Faazi is a geography student at King’s College London. She provides her thoughts below on our second Sustainability Forum on sustainable food production and social entrepreneurship. 

The GrowUp story

For our second forum we were lucky to have former King’s student Tom Webster come to talk to us about GrowUp, his sustainable urban farming business. Tom and his business partner Kate use vertical growing techniques and aquaponics to grow salad and vegetables and farm tilapia fish. Vertical growing means that food can be grown with much less space than traditional farming, which is ideal for cities – and also reduces transport emissions. The fish tanks are kept inside the greenhouses that the vegetables are in, so the heat from the tanks also heats the greenhouse. Aquaponics is a farming system where water is kept within a loop: the nutrient-rich water from the fish tanks is used to nourish the plants and is then recirculated to the tanks, so energy and water use are kept to an absolute minimum. Tom and Kate raised the initial costs of £16000 through a Kickstarter campaign, where anyone can donate to your project in return for a small gift once the project is up and running – proof that with a bit of work, anyone can take their ideas to the next level!

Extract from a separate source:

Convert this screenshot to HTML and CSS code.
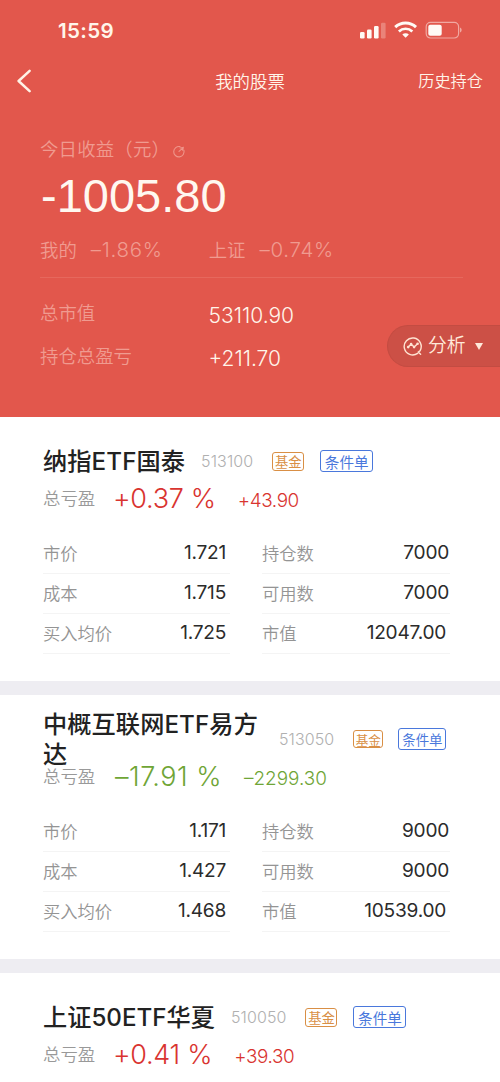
FILE: index.html
```html
<!DOCTYPE html>
<html lang="zh-CN">
<head>
<meta charset="utf-8">
<title>我的股票</title>
<link rel="stylesheet" href="styles.css">
</head>
<body>
<header class="hero">
  <div class="status">
    <span class="clock">15:59</span>
    <svg class="status-icons" width="104" height="20" viewBox="0 0 104 20">
      <g fill="#fffaf5">
        <rect x="0" y="12" width="4.6" height="6.5" rx="1.2"/>
        <rect x="7" y="9.6" width="4.6" height="8.9" rx="1.2"/>
        <rect x="14" y="6" width="4.6" height="12.5" rx="1.2"/>
        <rect x="21" y="2.7" width="4.6" height="15.8" rx="1.2" opacity=".27"/>
        <path d="M45.6 17.8l-3.3-3.3a4.7 4.7 0 0 1 6.6 0z"/>
        <rect x="68.3" y="4.7" width="13.4" height="11" rx="2"/>
        <path d="M100 7.5c2.2.7 2.2 4.3 0 5z" opacity=".5"/>
      </g>
      <g fill="none" stroke="#fffaf5">
        <path d="M35.2 7.2a15.2 15.2 0 0 1 20.8 0" stroke-width="3"/>
        <path d="M38.9 11.4a9.8 9.8 0 0 1 13.4 0" stroke-width="2.7"/>
        <rect x="66.2" y="2.4" width="32.4" height="15.6" rx="4.4" stroke-width="1.2" opacity=".5"/>
      </g>
    </svg>
  </div>
  <nav class="nav">
    <svg class="back" width="16" height="24" viewBox="0 0 16 24"><path d="M12.6 1.8L1.6 12l11 10.2" fill="none" stroke="#fff3e6" stroke-width="2.5" stroke-linecap="round" stroke-linejoin="round"/></svg>
    <h1 class="nav-title">我的股票</h1>
    <span class="nav-link">历史持仓</span>
  </nav>
  <div class="today">
    <span class="hero-label">今日收益（元）</span>
    <svg class="refresh" width="14" height="14" viewBox="0 0 14 14"><path d="M11.9 6.2A5.2 5.2 0 1 1 8 2.6" fill="none" stroke="#ef958a" stroke-width="1.1" stroke-linecap="round"/><path d="M7 7.4l4-3.6M8 4l3.3-.6-.5 3" fill="none" stroke="#ef958a" stroke-width="1.1" stroke-linecap="round"/></svg>
  </div>
  <div class="profit">-1005.80</div>
  <div class="compare">
    <span class="hero-label">我的</span><span class="rate">–1.86%</span>
    <span class="hero-label index">上证</span><span class="rate">–0.74%</span>
  </div>
  <div class="totals">
    <div class="total"><span class="hero-label">总市值</span><span class="amount">53110.90</span></div>
    <div class="total"><span class="hero-label">持仓总盈亏</span><span class="amount">+211.70</span></div>
  </div>
  <div class="analyse">
    <svg width="20" height="20" viewBox="0 0 20 20"><g fill="none" stroke="#ffe3d2" stroke-width="1.4" stroke-linecap="round" stroke-linejoin="round"><path d="M14.6 17.4A8.5 8.5 0 1 1 17 14.8L15.2 16l2.4 2.2"/><path d="M5.3 11l2.8-2.9 3 3 3.5-3.4"/></g><g fill="#ffe3d2"><circle cx="5.2" cy="11.1" r="1.3"/><circle cx="8.1" cy="8" r="1.3"/><circle cx="11.1" cy="11.1" r="1.3"/><circle cx="14.6" cy="7.7" r="1.3"/></g></svg>
    <span class="analyse-text">分析</span>
    <span class="caret"></span>
  </div>
</header>

<main>
  <section class="card">
    <div class="head">
      <h2 class="name">纳指ETF国泰</h2><span class="code">513100</span>
      <span class="tag fund">基金</span><span class="tag order">条件单</span>
    </div>
    <div class="gain up"><span class="gain-label">总亏盈</span><span class="percent">+0.37 %</span><span class="sum">+43.90</span></div>
    <div class="table">
      <div class="row"><span>市价</span><b class="val">1.721</b></div>
      <div class="row"><span>持仓数</span><b class="val count">7000</b></div>
      <div class="row"><span>成本</span><b class="val">1.715</b></div>
      <div class="row"><span>可用数</span><b class="val count">7000</b></div>
      <div class="row"><span>买入均价</span><b class="val">1.725</b></div>
      <div class="row"><span>市值</span><b class="val">12047.00</b></div>
    </div>
  </section>
  <section class="card compact">
    <div class="head">
      <h2 class="name">中概互联网ETF易方达</h2><span class="code">513050</span>
      <span class="tag fund">基金</span><span class="tag order">条件单</span>
    </div>
    <div class="gain down"><span class="gain-label">总亏盈</span><span class="percent">–17.91 %</span><span class="sum">–2299.30</span></div>
    <div class="table">
      <div class="row"><span>市价</span><b class="val">1.171</b></div>
      <div class="row"><span>持仓数</span><b class="val count">9000</b></div>
      <div class="row"><span>成本</span><b class="val">1.427</b></div>
      <div class="row"><span>可用数</span><b class="val count">9000</b></div>
      <div class="row"><span>买入均价</span><b class="val">1.468</b></div>
      <div class="row"><span>市值</span><b class="val">10539.00</b></div>
    </div>
  </section>
  <section class="card last">
    <div class="head">
      <h2 class="name">上证50ETF华夏</h2><span class="code">510050</span>
      <span class="tag fund">基金</span><span class="tag order">条件单</span>
    </div>
    <div class="gain up"><span class="gain-label">总亏盈</span><span class="percent">+0.41 %</span><span class="sum">+39.30</span></div>
  </section>
</main>
</body>
</html>
```

FILE: styles.css
```css
* { box-sizing: border-box; }
body {
  margin: 0;
  width: 500px;
  background: #eeedf2;
  font-family: Inter, "Noto Sans CJK SC", sans-serif;
  white-space: nowrap;
}
h1, h2 { margin: 0; font-weight: 400; }

.hero { position: relative; height: 417px; background: #e2574c; color: #fff5ea; }
.status { display: flex; align-items: center; justify-content: space-between; height: 60px; padding: 0 36px 0 58px; }
.clock { font-size: 20.6px; font-weight: 600; letter-spacing: .3px; }
.nav { display: grid; grid-template-columns: 1fr auto 1fr; align-items: center; height: 42px; padding: 0 17px; }
.nav-title { padding-top: 1px; font-size: 17.4px; font-weight: 350; line-height: 24px; }
.nav-link { justify-self: end; font-size: 16.2px; font-weight: 350; line-height: 24px; }

.hero-label { color: #f09b90; font-size: 18.4px; font-weight: 350; line-height: 24px; }
.today { display: flex; align-items: center; height: 30px; margin: 32px 0 0 40px; }
.today .hero-label { letter-spacing: .2px; }
.refresh { margin: 3px 0 0 2px; }
.profit { height: 64px; margin-left: 41px; line-height: 64px; font-family: "Liberation Sans", Arial, sans-serif; font-size: 47px; color: #fff8f0; }
.compare { display: flex; align-items: center; height: 50px; margin: 0 37px 0 40px; padding-bottom: 6px; border-bottom: 1px solid #e6685d; }
.rate { margin-left: 14px; font-size: 20.5px; font-weight: 350; letter-spacing: .7px; color: #f09b90; }
.index { margin-left: 46px; }
.totals { padding: 13px 0 0 40px; }
.total { display: flex; align-items: center; height: 43px; }
.total .hero-label { width: 168.5px; }
.amount { padding-top: 6px; font-size: 21px; font-weight: 350; letter-spacing: 0; }

.analyse {
  position: absolute;
  right: 0;
  top: 325px;
  display: flex;
  align-items: center;
  width: 113px;
  height: 42px;
  padding-left: 15px;
  background: #cc5046;
  border: 1px solid #c34c42;
  border-right: 0;
  border-radius: 21px 0 0 21px;
}
.analyse-text { margin-left: 5px; font-size: 18.8px; font-weight: 350; line-height: 24px; color: #ffe9da; }
.caret { margin-left: 9px; border: 4.5px solid transparent; border-top: 7px solid #ffe9da; border-bottom: 0; }

.card { height: 264px; margin-bottom: 14px; padding: 24px 50px 0 43px; background: #fff; }
.last { height: 109px; margin-bottom: 0; }
.head { display: flex; align-items: center; height: 40px; }
.name { padding-top: 2px; font-size: 24.2px; font-weight: 500; line-height: 30px; letter-spacing: .1px; color: #222; }
.last .name { letter-spacing: 0; }
.code { margin-left: 16px; font-size: 16px; font-weight: 350; letter-spacing: .1px; color: #b0b0b0; }
.tag { display: flex; align-items: center; justify-content: center; border: 1px solid; border-radius: 3px; }
.fund { width: 32px; height: 19px; margin-left: 19px; font-size: 13.3px; color: #d98f45; }
.order { width: 53px; height: 22px; margin-left: 16px; font-size: 14.6px; color: #4a78dc; }
.compact .name { width: 220px; white-space: normal; }
.compact .fund { width: 30px; height: 18px; font-size: 12.6px; }
.compact .order { width: 48px; margin-left: 15px; font-size: 13.4px; }

.gain { display: flex; align-items: center; height: 34px; }
.gain-label { width: 70px; padding-bottom: 2px; font-size: 17.4px; font-weight: 350; color: #999; }
.percent { font-size: 27px; font-weight: 350; letter-spacing: -.3px; }
.sum { margin-left: 22px; padding-top: 4px; font-size: 18.9px; font-weight: 350; letter-spacing: -.4px; }
.up { color: #d93430; }
.down { color: #6fa536; }
.down .gain-label { width: 72px; }
.down .percent { letter-spacing: .5px; }
.down .sum { letter-spacing: 0; }

.table { display: grid; grid-template-columns: 187px 188px; column-gap: 32px; margin-top: 19px; }
.row { display: flex; align-items: center; justify-content: space-between; height: 40px; padding: 0 4px 3px 0; border-bottom: 1px solid #f4f4f4; font-size: 17.3px; font-weight: 350; color: #949494; }
.val { font-size: 19.1px; font-weight: 400; letter-spacing: -.25px; color: #2b2b2b; }
.count { margin-right: -3px; }
```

Brainstorm on sustainable food at King’s

As a group, we came up with loads of brilliant ideas to make food at King’s more sustainable. There isn’t a big range of healthy food sold in King’s Food outlets, and the labels don’t tell you how the food was produced and where it came from. Switching to sustainable, local suppliers who used seasonal food would reduce the carbon footprint of the food that we consume on campus. There is currently a farmer’s market every Tuesday on Guy’s Campus which sells local food, and it would be fantastic to have something similar on all five campuses.